Sunday, September 20, 2015

Herschel Silverman: A spiritual man

  
September 20, 2015

Hersch Silverman is dead.
For me, he’s the last of the Beat poets, and the one I knew best.
I saw him last at a reading in the Hoboken Museum. He seemed frail, even a bit lost, although still capable – his reading as vibrant as ever.
I met him for the first time in the mid-1980s when we published him in Scrap Paper Review. This was after I had met Ginsberg, although Hersch seemed warmer to me, and less remote.
I often saw him at poetry readings, and he was always sending me chap books of his work.
When I got to Bayonne finally as a reporter, I managed to do several stories on him, but often also saw him on the street.
He treated the Hudson Bergen Light Rail as if it had been built for him personally, allowing him to walk down two blocks from his house to the station and reach New York City in a way that was much more of a struggle in the past.
Sometimes, he would pass the newspaper office when we were still located on 21st Street.
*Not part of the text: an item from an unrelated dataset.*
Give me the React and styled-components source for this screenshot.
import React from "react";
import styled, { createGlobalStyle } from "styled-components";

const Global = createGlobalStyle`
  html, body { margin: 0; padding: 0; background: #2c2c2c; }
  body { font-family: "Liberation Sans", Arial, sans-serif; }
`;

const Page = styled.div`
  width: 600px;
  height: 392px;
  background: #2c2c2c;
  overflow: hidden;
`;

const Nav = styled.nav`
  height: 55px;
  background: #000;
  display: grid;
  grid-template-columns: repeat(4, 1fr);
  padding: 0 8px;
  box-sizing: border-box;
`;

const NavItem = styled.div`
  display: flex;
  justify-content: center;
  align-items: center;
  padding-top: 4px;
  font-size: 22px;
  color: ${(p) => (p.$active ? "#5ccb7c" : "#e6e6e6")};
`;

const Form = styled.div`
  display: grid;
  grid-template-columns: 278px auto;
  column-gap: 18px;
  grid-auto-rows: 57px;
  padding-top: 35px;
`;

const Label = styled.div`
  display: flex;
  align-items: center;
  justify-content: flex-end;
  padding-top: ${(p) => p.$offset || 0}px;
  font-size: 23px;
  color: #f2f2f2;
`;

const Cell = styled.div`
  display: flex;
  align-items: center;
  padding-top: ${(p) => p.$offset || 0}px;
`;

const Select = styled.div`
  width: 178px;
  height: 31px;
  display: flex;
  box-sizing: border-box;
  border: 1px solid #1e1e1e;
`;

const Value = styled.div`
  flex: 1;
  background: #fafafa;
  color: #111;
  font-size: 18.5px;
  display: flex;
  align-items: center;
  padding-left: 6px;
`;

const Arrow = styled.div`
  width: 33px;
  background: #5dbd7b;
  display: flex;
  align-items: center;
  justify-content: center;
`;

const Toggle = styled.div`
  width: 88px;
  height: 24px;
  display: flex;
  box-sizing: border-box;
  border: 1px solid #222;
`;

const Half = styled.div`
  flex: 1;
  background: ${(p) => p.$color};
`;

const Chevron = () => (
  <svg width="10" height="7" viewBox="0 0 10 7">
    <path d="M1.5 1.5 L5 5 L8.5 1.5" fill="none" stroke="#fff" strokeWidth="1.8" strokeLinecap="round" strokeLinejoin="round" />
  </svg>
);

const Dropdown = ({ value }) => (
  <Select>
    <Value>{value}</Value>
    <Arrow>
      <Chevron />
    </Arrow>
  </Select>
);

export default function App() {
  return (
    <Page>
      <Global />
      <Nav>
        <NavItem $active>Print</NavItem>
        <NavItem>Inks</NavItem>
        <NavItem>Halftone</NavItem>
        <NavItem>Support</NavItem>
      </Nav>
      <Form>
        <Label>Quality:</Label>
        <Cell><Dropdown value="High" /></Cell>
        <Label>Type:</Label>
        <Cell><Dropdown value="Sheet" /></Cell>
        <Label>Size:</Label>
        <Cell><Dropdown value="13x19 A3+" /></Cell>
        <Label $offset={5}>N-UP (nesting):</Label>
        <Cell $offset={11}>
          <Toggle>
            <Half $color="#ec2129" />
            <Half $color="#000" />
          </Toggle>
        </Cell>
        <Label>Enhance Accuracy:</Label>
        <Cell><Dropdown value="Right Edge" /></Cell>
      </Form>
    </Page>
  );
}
He commented on my stories in the newspaper as if he thought I was superman for writing so many.
He was as big a fan of me as I was of him.
I loved the idea that I had become connected with The Beats personally, and loved the fact that he was a survivor.
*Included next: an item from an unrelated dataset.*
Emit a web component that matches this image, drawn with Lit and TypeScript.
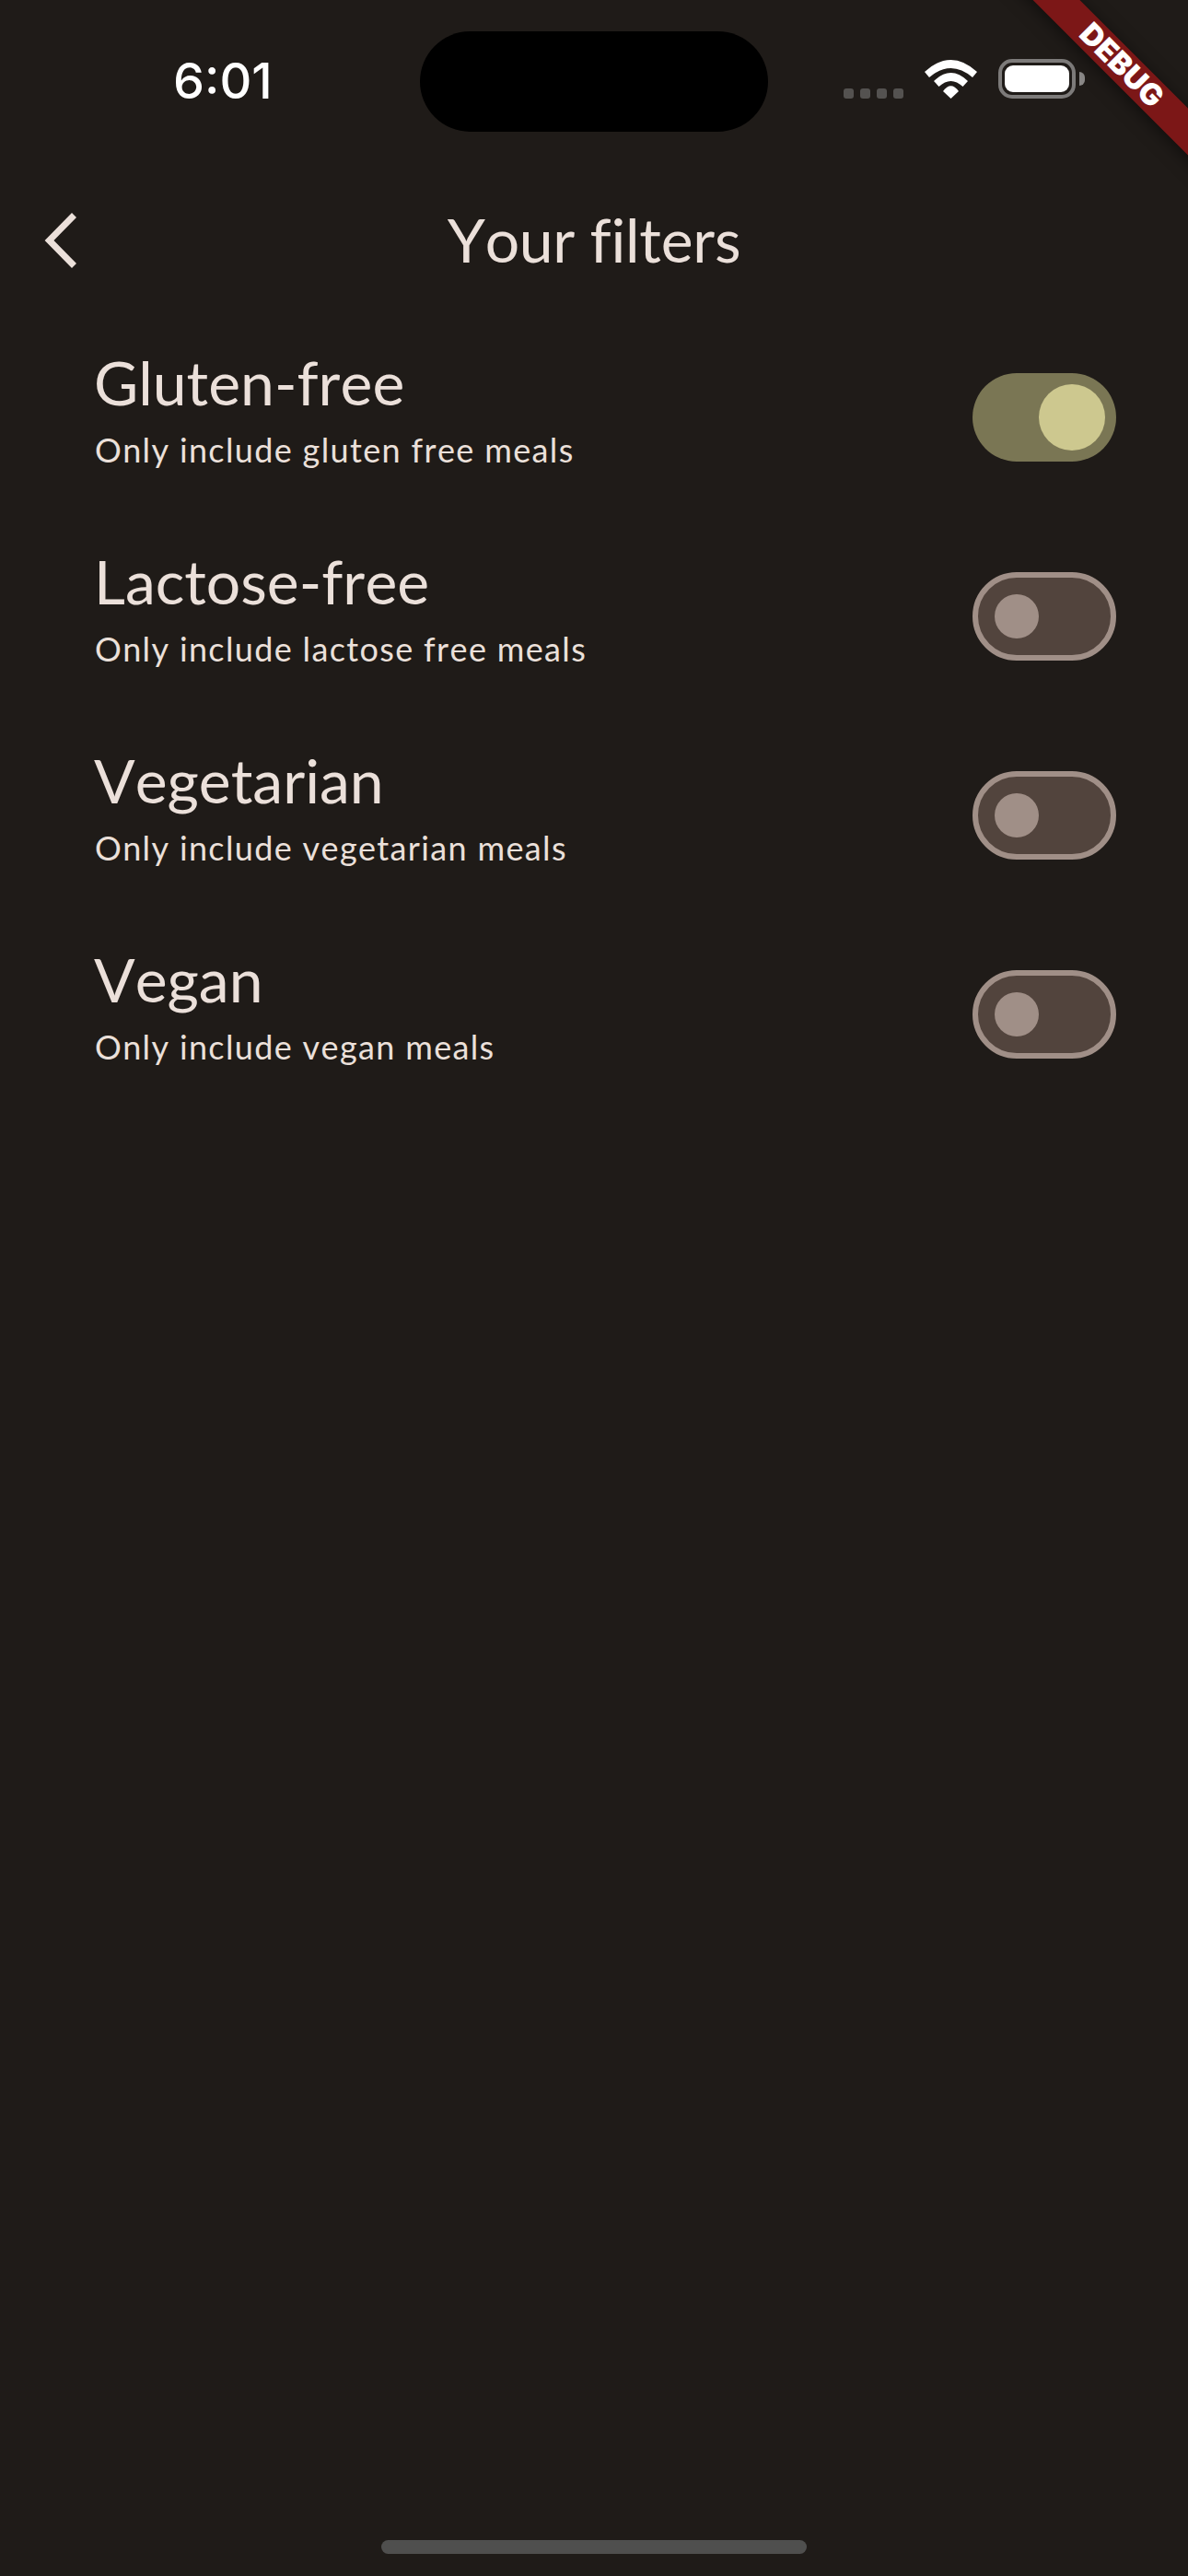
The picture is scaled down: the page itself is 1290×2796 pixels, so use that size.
import { LitElement, html, css, svg } from 'lit';
import { customElement, property } from 'lit/decorators.js';

const FILTERS = [
  { title: 'Gluten-free', subtitle: 'Only include gluten free meals', on: true },
  { title: 'Lactose-free', subtitle: 'Only include lactose free meals', on: false },
  { title: 'Vegetarian', subtitle: 'Only include vegetarian meals', on: false },
  { title: 'Vegan', subtitle: 'Only include vegan meals', on: false },
];

@customElement('filter-switch')
export class FilterSwitch extends LitElement {
  @property({ type: Boolean }) on = false;

  static styles = css`
    :host {
      display: block;
    }

    .track {
      box-sizing: border-box;
      display: flex;
      align-items: center;
      width: 156px;
      height: 96px;
      border-radius: 48px;
      border: 6px solid #a08f87;
      background-color: #52443d;
      padding-left: 18px;
    }

    .thumb {
      width: 48px;
      height: 48px;
      border-radius: 50%;
      background-color: #a08f87;
    }

    .track.on {
      border: none;
      background-color: #7a7654;
      justify-content: flex-end;
      padding: 0 12px 0 0;
    }

    .track.on .thumb {
      width: 72px;
      height: 72px;
      background-color: #cdc88f;
    }
  `;

  render() {
    return html`<div class="track ${this.on ? 'on' : ''}"><div class="thumb"></div></div>`;
  }
}

@customElement('app-root')
export class AppRoot extends LitElement {
  static styles = css`
    :host {
      display: flex;
      flex-direction: column;
      position: relative;
      width: 1290px;
      height: 2796px;
      overflow: hidden;
      background-color: #1f1b18;
      color: #ebe0da;
      font-family: 'Lato', sans-serif;
    }

    .status {
      display: grid;
      grid-template-columns: 456px 378px 1fr;
      height: 177px;
      box-sizing: border-box;
      padding-top: 34px;
    }

    .time {
      padding: 22px 0 0 188px;
      font-family: 'Inter', sans-serif;
      font-size: 54px;
      font-weight: 550;
      line-height: 64px;
      color: #ffffff;
    }

    .island {
      height: 109px;
      border-radius: 55px;
      background-color: #000000;
    }

    .indicators {
      display: flex;
      align-items: flex-end;
      gap: 23px;
      height: 42px;
      padding: 31px 0 0 82px;
    }

    .dots {
      display: flex;
      gap: 7px;
    }

    .dots span {
      width: 11px;
      height: 11px;
      border-radius: 3px;
      background-color: #545250;
    }

    .wifi {
      display: block;
      width: 57px;
      height: 42px;
    }

    .battery {
      display: flex;
      align-items: center;
      gap: 4px;
    }

    .battery-body {
      box-sizing: border-box;
      width: 84px;
      height: 43px;
      padding: 3px;
      border: 4px solid #7d7b7a;
      border-radius: 15px;
    }

    .battery-fill {
      height: 100%;
      border-radius: 9px;
      background-color: #ffffff;
    }

    .battery-cap {
      width: 6px;
      height: 15px;
      border-radius: 0 8px 8px 0;
      background-color: #8a8887;
    }

    .appbar {
      display: grid;
      grid-template-columns: 1fr auto 1fr;
      align-items: center;
      height: 168px;
      padding-left: 40px;
      padding-right: 40px;
    }

    .back {
      display: block;
      width: 50px;
      height: 72px;
    }

    .appbar h1 {
      margin: 0;
      padding-bottom: 3px;
      font-size: 66px;
      font-weight: 400;
      line-height: 82px;
      font-kerning: none;
      letter-spacing: -0.3px;
    }

    .row {
      display: flex;
      justify-content: space-between;
      height: 216px;
      box-sizing: border-box;
      padding: 28px 78px 0 102px;
    }

    .row filter-switch {
      margin-top: 32px;
    }

    .title {
      font-size: 66px;
      line-height: 84px;
      font-kerning: none;
    }

    .subtitle {
      margin-top: 7px;
      padding-left: 1px;
      font-size: 36px;
      line-height: 48px;
      letter-spacing: 1.35px;
      font-kerning: none;
    }

    .home {
      width: 462px;
      height: 15px;
      margin: auto auto 24px;
      border-radius: 8px;
      background-color: #4f4f4e;
    }

    .banner {
      position: absolute;
      left: 1018px;
      top: 53px;
      width: 400px;
      height: 36px;
      transform: rotate(45deg);
      background-color: #7c1717;
      box-shadow: 0 3px 18px rgba(0, 0, 0, 0.5);
      color: #ffffff;
      font-family: 'Inter', sans-serif;
      font-size: 32.5px;
      font-weight: 900;
      line-height: 36px;
      text-align: center;
    }
  `;

  private _wifi() {
    return svg`
      <path d="M0 13Q28.5 -13 57 13L52 19Q28.5 -1 5 19Z" fill="#fff" />
      <path d="M10 23Q28.5 5 47 23L41.5 29Q28.5 17 15.5 29Z" fill="#fff" />
      <path d="M20 34Q28.5 22.6 37 34L28.5 42Z" fill="#fff" />
    `;
  }

  render() {
    return html`
      <div class="status">
        <div class="time">6:01</div>
        <div class="island"></div>
        <div class="indicators">
          <div class="dots"><span></span><span></span><span></span><span></span></div>
          <svg class="wifi" viewBox="0 0 57 42">${this._wifi()}</svg>
          <div class="battery">
            <div class="battery-body"><div class="battery-fill"></div></div>
            <div class="battery-cap"></div>
          </div>
        </div>
      </div>

      <div class="appbar">
        <svg class="back" viewBox="0 0 50 72">
          <polyline points="40.5,8.5 13.5,36 40.5,63.5" fill="none" stroke="#ebe0da" stroke-width="7" />
        </svg>
        <h1>Your filters</h1>
      </div>

      ${FILTERS.map(f => html`
        <div class="row">
          <div>
            <div class="title">${f.title}</div>
            <div class="subtitle">${f.subtitle}</div>
          </div>
          <filter-switch ?on=${f.on}></filter-switch>
        </div>
      `)}

      <div class="home"></div>
      <div class="banner">DEBUG</div>
    `;
  }
}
He had a candy store across from the Bayonne High School years earlier, but never stopped caring about those who went to school there, especially the poets. He set up a scholarship fund for poets, and would go to the school each May to meet with the kids, to listen to their poetry and read some of his.
I remember going to his house to do a story on him. His wife had passed away, and though he had kids, he seemed very isolated. His home was a time warp, a flash back to the Beat era, post world war, when so many veterans had built their hopes on the GI Bill.
I vaguely recall he was a veteran.
He said he once brought Ginsberg to Bayonne, taking a tour of the industrial city. Ginsberg was very impressed with St. Henry’s Church, as if it reminded him of the great churches of Europe. For a time, Gregory Corso stayed with Hersch, but often wandered off, apparently in search of drink.
I remember how grateful Hersch was when I did a full issue of Scrap Paper Review dedicated just to him in the late 1980s, something that bonded us.
I remember how happy he looked at the Poetry Club in New York when they paid tribute to him back in 2010, and how he performed some of his poetry upstairs in the private apartment with a guitarist.
This was a man of peace, someone who thought the best of people, and who lived beyond the realm of politics. He shared a lot of this with Ginsberg, although there was something deeper in his soul that I could feel at each meeting, as if he was seeing me for the first time, and yet saw me also as a dear friend.
Hersch left a mark on this world that will never fade, partly because he invested his time and energy into people, who carry his memory with us, and who treasured each moment as if this was the most important moment in our lives.
I no longer cover Bayonne, so I did not have a chance to see him on the street as I often did when I still worked there. But I am glad for those chance encounters, knowing that his spirit will continue to walk those streets and ride the light rail, and when I do walk there, I will encounter it, just as I encounter him in my grateful memories.